Despite describing the digital currency as a disappointment, IMF said the crypto assets could be improved to ease payments or ensure other public good. 

IMF explained that: “Some of the rapidly evolving technology behind crypto, however, may ultimately hold greater promise. The private sector keeps innovating and customizing financial services. 

“But the public sector too should leverage technology to upgrade its payment infrastructure and ensure interoperability, safety, and efficiency in digital finance, as we noted in a recent working paper: A Multi-Currency Exchange and Contracting Platform. Others too are advancing similar views.” 

It said new payment technologies include tokenization, encryption, and programmability, and “With these new tools in hand, the private sector is innovating in ways that may be more transformative than the initial wave of crypto assets: tokenization of financial assets, tokenization of money, and automation.” IMF stated. 

The monetary fund added: “The tokenization of stocks, bonds, and other assets may cut trading costs, integrate markets, and enlarge access. But paying for such assets will require money on a compatible ledger. 

“One example is stablecoins, are one example to the extent they comply with regulation. More importantly, banks are testing tokenized checking accounts. And automation is widespread, allowing third parties to program functionality much as developers build smartphone apps. 

“While the private sector pushes the boundaries of innovation and customization, it will not ensure that transactions are safe, efficient, and interoperable, even if well regulated.
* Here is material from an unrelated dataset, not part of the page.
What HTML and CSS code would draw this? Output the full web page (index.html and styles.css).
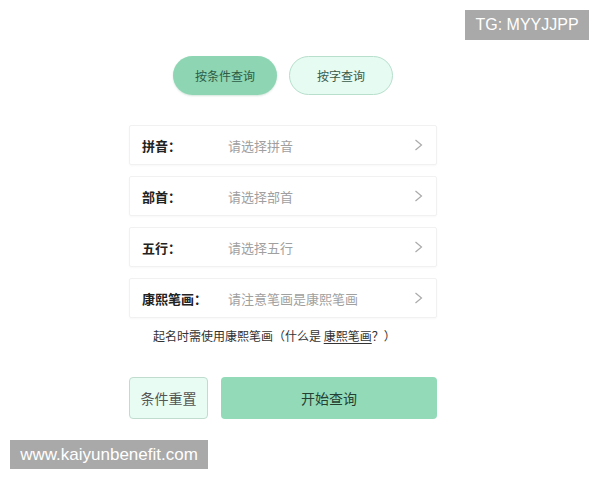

Rather, the private sector is likely to create client-only networks for trading assets and making payments. 

“Open ledgers may emerge in an attempt to bridge private networks, but are likely to lack standardization and sufficient investment given limited profit potential. And using private forms of money to settle transactions would put counterparties at risk.” 

Speaking on the role of the central banks in improving crypto assets as a payment option, IMF said: “Central bank digital currencies can help because of their dual nature as both a monetary instrument—a store of value and means of payment—but also as infrastructure essential to clear and settle transactions. Policy discussions have mostly focused on the first aspect, but we believe the second should receive just as much attention. 

“As a monetary instrument, CBDC provides safety; it alleviates counterparty risks and provides liquidity in payments. But as infrastructure, CBDC could bring interoperability and efficiency among private networks for digital money and even assets.”